Problem details: Reproduce every line of the listing as written, apart from the pictures.
────────
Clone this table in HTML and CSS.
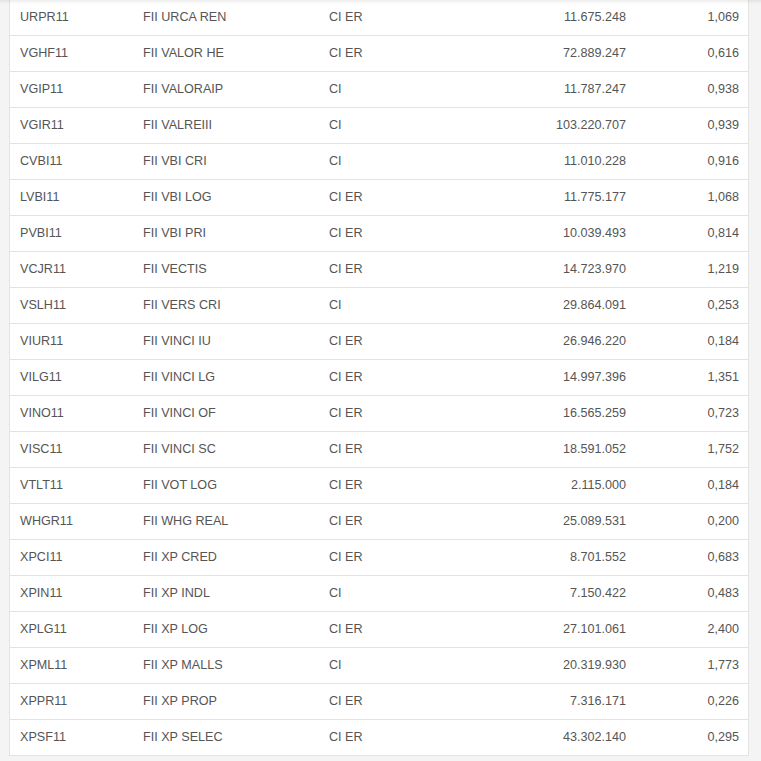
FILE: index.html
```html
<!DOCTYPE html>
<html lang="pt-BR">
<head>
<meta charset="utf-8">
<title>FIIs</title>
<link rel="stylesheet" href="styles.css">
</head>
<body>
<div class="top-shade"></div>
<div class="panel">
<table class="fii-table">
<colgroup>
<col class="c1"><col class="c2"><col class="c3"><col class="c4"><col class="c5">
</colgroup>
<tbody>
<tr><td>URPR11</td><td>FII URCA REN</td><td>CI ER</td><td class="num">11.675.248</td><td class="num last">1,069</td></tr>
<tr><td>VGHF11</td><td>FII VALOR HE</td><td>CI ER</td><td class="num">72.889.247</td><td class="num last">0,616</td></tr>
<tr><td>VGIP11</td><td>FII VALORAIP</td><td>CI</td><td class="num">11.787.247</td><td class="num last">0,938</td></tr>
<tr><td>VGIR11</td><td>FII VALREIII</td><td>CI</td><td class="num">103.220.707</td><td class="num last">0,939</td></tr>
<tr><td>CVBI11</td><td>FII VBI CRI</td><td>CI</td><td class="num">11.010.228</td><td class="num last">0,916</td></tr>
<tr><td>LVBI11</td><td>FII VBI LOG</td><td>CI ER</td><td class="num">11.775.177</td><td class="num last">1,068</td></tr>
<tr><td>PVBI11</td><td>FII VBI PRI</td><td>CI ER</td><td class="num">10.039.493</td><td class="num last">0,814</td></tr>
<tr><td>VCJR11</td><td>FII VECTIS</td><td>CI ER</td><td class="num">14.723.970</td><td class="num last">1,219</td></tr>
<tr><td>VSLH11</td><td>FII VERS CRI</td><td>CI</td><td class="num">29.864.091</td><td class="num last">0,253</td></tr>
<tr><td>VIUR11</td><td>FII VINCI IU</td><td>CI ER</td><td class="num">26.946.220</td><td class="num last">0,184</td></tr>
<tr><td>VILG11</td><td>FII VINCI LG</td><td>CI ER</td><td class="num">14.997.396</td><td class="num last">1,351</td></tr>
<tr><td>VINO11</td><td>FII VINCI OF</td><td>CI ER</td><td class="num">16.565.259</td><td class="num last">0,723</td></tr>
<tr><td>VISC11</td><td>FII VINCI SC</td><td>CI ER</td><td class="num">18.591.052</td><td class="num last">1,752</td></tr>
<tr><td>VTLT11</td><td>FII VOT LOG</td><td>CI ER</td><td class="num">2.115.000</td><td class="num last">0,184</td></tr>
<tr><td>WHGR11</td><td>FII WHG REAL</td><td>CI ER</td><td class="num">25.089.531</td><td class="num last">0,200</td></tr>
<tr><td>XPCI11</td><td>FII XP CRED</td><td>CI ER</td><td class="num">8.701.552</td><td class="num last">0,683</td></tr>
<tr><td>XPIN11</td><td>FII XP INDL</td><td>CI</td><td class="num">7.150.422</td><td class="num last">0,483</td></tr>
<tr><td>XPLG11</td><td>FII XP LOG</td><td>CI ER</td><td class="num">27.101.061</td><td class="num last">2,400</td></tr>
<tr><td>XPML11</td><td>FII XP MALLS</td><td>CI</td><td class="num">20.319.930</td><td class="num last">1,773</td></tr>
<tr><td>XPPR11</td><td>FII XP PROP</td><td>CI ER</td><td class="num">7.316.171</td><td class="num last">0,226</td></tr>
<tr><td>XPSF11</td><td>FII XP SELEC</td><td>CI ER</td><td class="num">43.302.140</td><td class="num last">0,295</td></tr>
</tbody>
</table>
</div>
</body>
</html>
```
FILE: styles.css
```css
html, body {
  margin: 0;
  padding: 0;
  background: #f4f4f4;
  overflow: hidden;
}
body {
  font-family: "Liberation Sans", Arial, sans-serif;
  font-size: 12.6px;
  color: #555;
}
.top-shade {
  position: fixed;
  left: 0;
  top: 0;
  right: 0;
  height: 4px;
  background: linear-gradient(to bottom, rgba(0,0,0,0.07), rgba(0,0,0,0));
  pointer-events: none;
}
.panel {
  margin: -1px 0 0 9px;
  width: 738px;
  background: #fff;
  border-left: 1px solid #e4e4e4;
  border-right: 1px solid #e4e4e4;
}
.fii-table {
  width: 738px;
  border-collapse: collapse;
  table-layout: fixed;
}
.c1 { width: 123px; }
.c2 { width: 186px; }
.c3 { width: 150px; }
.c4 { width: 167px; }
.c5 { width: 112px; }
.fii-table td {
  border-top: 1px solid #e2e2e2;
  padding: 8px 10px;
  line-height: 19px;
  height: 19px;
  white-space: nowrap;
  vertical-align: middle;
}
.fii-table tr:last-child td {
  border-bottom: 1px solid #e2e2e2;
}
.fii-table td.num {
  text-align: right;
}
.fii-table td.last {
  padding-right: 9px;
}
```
────────
Response to the task:
Clone this table in HTML and CSS.
FILE: index.html
```html
<!DOCTYPE html>
<html lang="pt-BR">
<head>
<meta charset="utf-8">
<title>FIIs</title>
<link rel="stylesheet" href="styles.css">
</head>
<body>
<div class="top-shade"></div>
<div class="panel">
<table class="fii-table">
<colgroup>
<col class="c1"><col class="c2"><col class="c3"><col class="c4"><col class="c5">
</colgroup>
<tbody>
<tr><td>URPR11</td><td>FII URCA REN</td><td>CI ER</td><td class="num">11.675.248</td><td class="num last">1,069</td></tr>
<tr><td>VGHF11</td><td>FII VALOR HE</td><td>CI ER</td><td class="num">72.889.247</td><td class="num last">0,616</td></tr>
<tr><td>VGIP11</td><td>FII VALORAIP</td><td>CI</td><td class="num">11.787.247</td><td class="num last">0,938</td></tr>
<tr><td>VGIR11</td><td>FII VALREIII</td><td>CI</td><td class="num">103.220.707</td><td class="num last">0,939</td></tr>
<tr><td>CVBI11</td><td>FII VBI CRI</td><td>CI</td><td class="num">11.010.228</td><td class="num last">0,916</td></tr>
<tr><td>LVBI11</td><td>FII VBI LOG</td><td>CI ER</td><td class="num">11.775.177</td><td class="num last">1,068</td></tr>
<tr><td>PVBI11</td><td>FII VBI PRI</td><td>CI ER</td><td class="num">10.039.493</td><td class="num last">0,814</td></tr>
<tr><td>VCJR11</td><td>FII VECTIS</td><td>CI ER</td><td class="num">14.723.970</td><td class="num last">1,219</td></tr>
<tr><td>VSLH11</td><td>FII VERS CRI</td><td>CI</td><td class="num">29.864.091</td><td class="num last">0,253</td></tr>
<tr><td>VIUR11</td><td>FII VINCI IU</td><td>CI ER</td><td class="num">26.946.220</td><td class="num last">0,184</td></tr>
<tr><td>VILG11</td><td>FII VINCI LG</td><td>CI ER</td><td class="num">14.997.396</td><td class="num last">1,351</td></tr>
<tr><td>VINO11</td><td>FII VINCI OF</td><td>CI ER</td><td class="num">16.565.259</td><td class="num last">0,723</td></tr>
<tr><td>VISC11</td><td>FII VINCI SC</td><td>CI ER</td><td class="num">18.591.052</td><td class="num last">1,752</td></tr>
<tr><td>VTLT11</td><td>FII VOT LOG</td><td>CI ER</td><td class="num">2.115.000</td><td class="num last">0,184</td></tr>
<tr><td>WHGR11</td><td>FII WHG REAL</td><td>CI ER</td><td class="num">25.089.531</td><td class="num last">0,200</td></tr>
<tr><td>XPCI11</td><td>FII XP CRED</td><td>CI ER</td><td class="num">8.701.552</td><td class="num last">0,683</td></tr>
<tr><td>XPIN11</td><td>FII XP INDL</td><td>CI</td><td class="num">7.150.422</td><td class="num last">0,483</td></tr>
<tr><td>XPLG11</td><td>FII XP LOG</td><td>CI ER</td><td class="num">27.101.061</td><td class="num last">2,400</td></tr>
<tr><td>XPML11</td><td>FII XP MALLS</td><td>CI</td><td class="num">20.319.930</td><td class="num last">1,773</td></tr>
<tr><td>XPPR11</td><td>FII XP PROP</td><td>CI ER</td><td class="num">7.316.171</td><td class="num last">0,226</td></tr>
<tr><td>XPSF11</td><td>FII XP SELEC</td><td>CI ER</td><td class="num">43.302.140</td><td class="num last">0,295</td></tr>
</tbody>
</table>
</div>
</body>
</html>
```
FILE: styles.css
```css
html, body {
  margin: 0;
  padding: 0;
  background: #f4f4f4;
  overflow: hidden;
}
body {
  font-family: "Liberation Sans", Arial, sans-serif;
  font-size: 12.6px;
  color: #555;
}
.top-shade {
  position: fixed;
  left: 0;
  top: 0;
  right: 0;
  height: 4px;
  background: linear-gradient(to bottom, rgba(0,0,0,0.07), rgba(0,0,0,0));
  pointer-events: none;
}
.panel {
  margin: -1px 0 0 9px;
  width: 738px;
  background: #fff;
  border-left: 1px solid #e4e4e4;
  border-right: 1px solid #e4e4e4;
}
.fii-table {
  width: 738px;
  border-collapse: collapse;
  table-layout: fixed;
}
.c1 { width: 123px; }
.c2 { width: 186px; }
.c3 { width: 150px; }
.c4 { width: 167px; }
.c5 { width: 112px; }
.fii-table td {
  border-top: 1px solid #e2e2e2;
  padding: 8px 10px;
  line-height: 19px;
  height: 19px;
  white-space: nowrap;
  vertical-align: middle;
}
.fii-table tr:last-child td {
  border-bottom: 1px solid #e2e2e2;
}
.fii-table td.num {
  text-align: right;
}
.fii-table td.last {
  padding-right: 9px;
}
```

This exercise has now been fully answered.